Sept 09 - Chicago IL??? We shall see. If so, hopefully I will have found my niche for at least a few years.

Saturday, March 28, 2009

Man's Best Friend

This topic has been in the back of my mind for awhile now. I've been mulling it over thinking about if I really wanted to blarg about it, or keep it in my overflowing filing cabinet of thoughts. But, I've come to the conclusion that I'm going to share my thoughts. After all, that's what blogging is for. I'm also most likely writing about this now because I should be up cleaning and being a responsible adult. But instead, I'm parked in front of my computer drinking wine and wasting time. It's sort of my specialty.

So as many of you know, I work at a veterinary hospital. Now to the layperson a 'vet hospital' has one envisioning a little clinic where you take your puppy or kitten to get it's 'shots' or 'fixed'. And while I have worked at this type of vet clinic, my current employer is far from such. Let me elaborate a bit for you. The vet hospital I work at is a 'Specialty Practice'. We do the things your regular Vet can't or won't do: major surgeries (ie: fractures, ACL repair and other knee problems, spinal discs, and foreign bodies [your dog ate your underwear and now we need to remove them]. My job is to prepare for and assist with these surgeries. That is about it.

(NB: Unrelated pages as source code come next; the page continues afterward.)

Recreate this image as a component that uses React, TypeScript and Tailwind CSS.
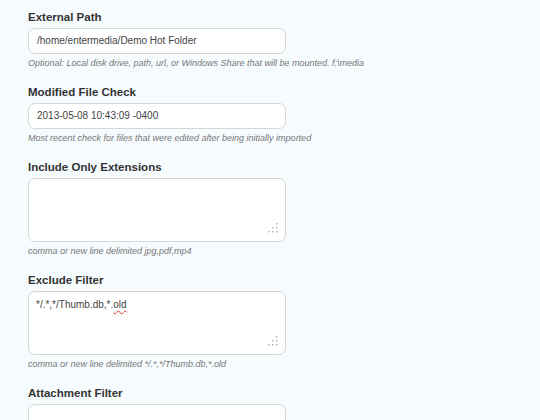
const fontStack = "font-['Liberation_Sans',Arial,sans-serif]";

function Grip() {
  return (
    <svg className="absolute right-[7px] bottom-[8px]" width="10" height="10" viewBox="0 0 10 10">
      <rect x="8" y="0" width="1.4" height="1.4" fill="#a8a8a8" />
      <rect x="4" y="4" width="1.4" height="1.4" fill="#a8a8a8" />
      <rect x="8" y="4" width="1.4" height="1.4" fill="#a8a8a8" />
      <rect x="0" y="8" width="1.4" height="1.4" fill="#a8a8a8" />
      <rect x="4" y="8" width="1.4" height="1.4" fill="#a8a8a8" />
      <rect x="8" y="8" width="1.4" height="1.4" fill="#a8a8a8" />
    </svg>
  );
}

function Label({ children }: { children: React.ReactNode }) {
  return <div className="h-[18px] leading-[18px] text-[11.5px] font-bold text-[#333]">{children}</div>;
}

function Help({ children }: { children: React.ReactNode }) {
  return <div className="mt-[3px] h-[13px] leading-[13px] text-[9px] italic text-[#777]">{children}</div>;
}

function TextInput({ value }: { value: string }) {
  return (
    <div className="mt-[2px] h-[26px] w-[258px] rounded-[7px] border border-[#d6d6d6] bg-white px-[8px] text-[10px] leading-[24px] text-[#444]">
      {value}
    </div>
  );
}

function TextArea({ children }: { children?: React.ReactNode }) {
  return (
    <div className="relative mt-[2px] h-[64px] w-[258px] rounded-[7px] border border-[#d6d6d6] bg-white px-[7px] pt-[6px] text-[10px] leading-[13px] text-[#444]">
      {children}
      <Grip />
    </div>
  );
}

export default function App() {
  return (
    <div className={`min-h-[420px] w-[540px] bg-[#f6fbfe] ${fontStack} pl-[28px] pt-[8px]`}>
      <div className="flex flex-col gap-[13px]">
        <div>
          <Label>External Path</Label>
          <TextInput value="/home/entermedia/Demo Hot Folder" />
          <Help>Optional: Local disk drive, path, url, or Windows Share that will be mounted. f:\media</Help>
        </div>
        <div>
          <Label>Modified File Check</Label>
          <TextInput value="2013-05-08 10:43:09 -0400" />
          <Help>Most recent check for files that were edited after being initially imported</Help>
        </div>
        <div>
          <Label>Include Only Extensions</Label>
          <TextArea />
          <Help>comma or new line delimited jpg,pdf,mp4</Help>
        </div>
        <div>
          <Label>Exclude Filter</Label>
          <TextArea>
            */.*,*/Thumb.db,*.
            <span className="underline decoration-wavy decoration-[#e03030] decoration-1 underline-offset-2">old</span>
          </TextArea>
          <Help>comma or new line delimited */.*,*/Thumb.db,*.old</Help>
        </div>
        <div>
          <Label>Attachment Filter</Label>
          <TextArea />
        </div>
      </div>
    </div>
  );
}
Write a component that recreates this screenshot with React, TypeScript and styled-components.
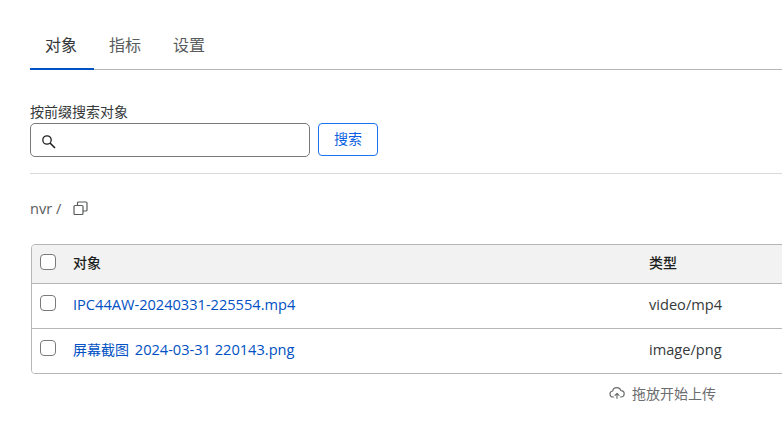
import React from 'react';
import styled, { createGlobalStyle } from 'styled-components';

const GlobalStyle = createGlobalStyle`
  html, body {
    margin: 0;
    padding: 0;
    width: 782px;
    height: 427px;
    overflow: hidden;
    background: #fff;
  }
  * {
    box-sizing: border-box;
  }
`;

const Page = styled.div`
  width: 782px;
  height: 427px;
  padding: 22px 0 0 30px;
  overflow: hidden;
  font-family: 'Open Sans', 'Noto Sans CJK SC', sans-serif;
  font-size: 14.6px;
  color: #36393a;
`;

const Tabs = styled.div`
  display: flex;
  height: 48px;
  border-bottom: 1px solid #b6b6b6;
`;

const Tab = styled.div<{ active?: boolean }>`
  width: 64px;
  height: 48px;
  display: flex;
  align-items: center;
  justify-content: center;
  padding: 0 2px 3px 0;
  font-size: 16px;
  color: ${(props) => (props.active ? '#36393a' : '#595b5c')};
  border-bottom: 2px solid ${(props) => (props.active ? '#0051c3' : 'transparent')};
`;

const SearchForm = styled.div`
  margin-top: 32px;
  height: 72px;
  border-bottom: 1px solid #d9d9d9;
`;

const Label = styled.div`
  height: 21px;
  font-size: 14px;
  line-height: 20px;
  color: #36393a;
`;

const SearchRow = styled.div`
  display: flex;
  align-items: flex-start;
  gap: 8px;
`;

const InputBox = styled.div`
  width: 280px;
  height: 34px;
  display: flex;
  align-items: center;
  padding: 3px 0 0 10px;
  border: 1px solid #797979;
  border-radius: 5px;
`;

const SearchButton = styled.button`
  width: 60px;
  height: 33px;
  padding: 0 0 3px;
  font-family: inherit;
  font-size: 14px;
  color: #0a5fe0;
  background: #fff;
  border: 1px solid #1a73f0;
  border-radius: 4px;
`;

const Crumb = styled.div`
  height: 70px;
  display: flex;
  align-items: flex-start;
  padding-top: 24px;
  line-height: 21px;
  color: #595b5c;
`;

const CopyIcon = styled.svg`
  margin: 3px 0 0 12px;
`;

const Table = styled.div`
  width: 1000px;
  margin-left: 1px;
  border: 1px solid #b6b6b6;
  border-radius: 4px;
  overflow: hidden;
`;

const Row = styled.div<{ head?: boolean; h: number }>`
  display: grid;
  grid-template-columns: 41px 576px 1fr;
  height: ${(props) => props.h}px;
  align-items: center;
  padding-bottom: 4px;
  background: ${(props) => (props.head ? '#f2f2f2' : '#fff')};
  font-weight: ${(props) => (props.head ? 500 : 400)};
  font-size: ${(props) => (props.head ? '14px' : '14.6px')};
  color: ${(props) => (props.head ? '#1d1f20' : '#36393a')};
  & + & {
    border-top: 1px solid #b6b6b6;
  }
`;

const Check = styled.span<{ head?: boolean }>`
  display: block;
  width: 16px;
  height: 16px;
  margin: 0 0 ${(props) => (props.head ? 1 : 3)}px 8px;
  border: 1px solid #7a7a7a;
  border-radius: 4px;
  background: #fff;
`;

const FileLink = styled.a`
  color: #0051c3;
  text-decoration: none;
`;

const Cjk = styled.span`
  margin-right: 2px;
  font-size: 14px;
`;

const Dropzone = styled.div`
  display: flex;
  align-items: center;
  gap: 6px;
  margin: 8px 0 0 578px;
  height: 21px;
  font-size: 14px;
  color: #6b6d6e;
`;

const files = [
  { prefix: '', name: 'IPC44AW-20240331-225554.mp4', type: 'video/mp4' },
  { prefix: '屏幕截图', name: ' 2024-03-31 220143.png', type: 'image/png' },
];

export default function App() {
  return (
    <Page>
      <GlobalStyle />
      <Tabs>
        <Tab active>对象</Tab>
        <Tab>指标</Tab>
        <Tab>设置</Tab>
      </Tabs>
      <SearchForm>
        <Label>按前缀搜索对象</Label>
        <SearchRow>
          <InputBox>
            <svg width="15" height="15" viewBox="0 0 15 15" fill="none" stroke="#1d1f20" strokeWidth="1.3">
              <circle cx="6" cy="6" r="4.2" />
              <path d="M9 9l5 5" strokeWidth="1.6" />
            </svg>
          </InputBox>
          <SearchButton>搜索</SearchButton>
        </SearchRow>
      </SearchForm>
      <Crumb>
        nvr /
        <CopyIcon width="15" height="15" viewBox="0 0 15 15" fill="none" stroke="#595b5c" strokeWidth="1.2">
          <rect x="1" y="4.5" width="9" height="9" rx="1" />
          <path d="M4.5 4.5V2a1 1 0 0 1 1-1h7.5a1 1 0 0 1 1 1v7a1 1 0 0 1-1 1h-3" />
        </CopyIcon>
      </Crumb>
      <Table>
        <Row head h={38}>
          <Check head />
          <span>对象</span>
          <span>类型</span>
        </Row>
        {files.map((file) => (
          <Row key={file.name} h={45}>
            <Check />
            <FileLink>
              {file.prefix && <Cjk>{file.prefix}</Cjk>}
              {file.name}
            </FileLink>
            <span>{file.type}</span>
          </Row>
        ))}
      </Table>
      <Dropzone>
        <svg width="18" height="16" viewBox="0 0 24 24" fill="none" stroke="#6b6d6e" strokeWidth="1.8" strokeLinecap="round" strokeLinejoin="round">
          <path d="M7 18H6a4.5 4.5 0 0 1-.6-8.96A6.5 6.5 0 0 1 18 8.5a4.75 4.75 0 0 1 0 9.5h-1" />
          <path d="M12 20v-7M9 15.5 12 12.5l3 3" />
        </svg>
        拖放开始上传
      </Dropzone>
    </Page>
  );
}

I rarely deal with owners (clients), never answer the phone, but unfortunately still have to clean up dog poop if Brandon hasn't already taken care of that. If someone were to ask me what I liked about this job opposed to a 'regular' clinic, most likely the first thing out of my mouth would be, "I don't have to deal with clients". Now as awful as this may sound, it is true. I in NO way miss talking with the obnoxious clients out there: the know-it-all breeder, the my-dog-is-a-human person, the people with 20 dogs and no money to care for them, the woman that drags her 40 screaming brats into the clinic to get her dog vaccinated, and the list goes on. I also don't miss answering the phone. "Hi my dog just ate my whole bottle of Xanax, is that bad?" or "My dog got hit by a car a week ago and his leg is rotten and dangling, should I bring him in?" I'm sorry, but people are dumb. It's unfortunate that humans look at pet ownership as a right and not a privilege.

Now that you have read that, let me share the other side of my feelings.

Working with animals without their owners by their side definitely has its benefits. But it also starts to make one look at the animals as just a patient, and you forget about the bond that some person out there has with this dog or cat. This all sort of hit me a few weeks ago when I was taking a dog down to ICU after a surgery. In ICU there was a guy laying in the kennel with his very sick dog. The man came everyday for hours to see his dog, who I believe we sadly had to euthanize eventually . It made me really sad. I was almost mad at myself for becoming so immune to the emotional side of my job. Because I barely work with the owners of the animals, I forget how good it feels when you're returning that 3 month old puppy who broke his leg to the owner who hasn't gotten any sleep since they dropped the dog off. Their eyes watering with overwhelming joy and thanks that you were able to fix their beloved pet. That is what makes my job worth it, and how I wish I were reminded of that more often. So to my dismay, my job is not 'playing with puppies and kittens all day'. It is slowly becoming more physically and emotionally wearing.

I apologize for the melancholy undertones of this blog. It was just something I felt I needed to share, as many people have no idea what I even do for a living.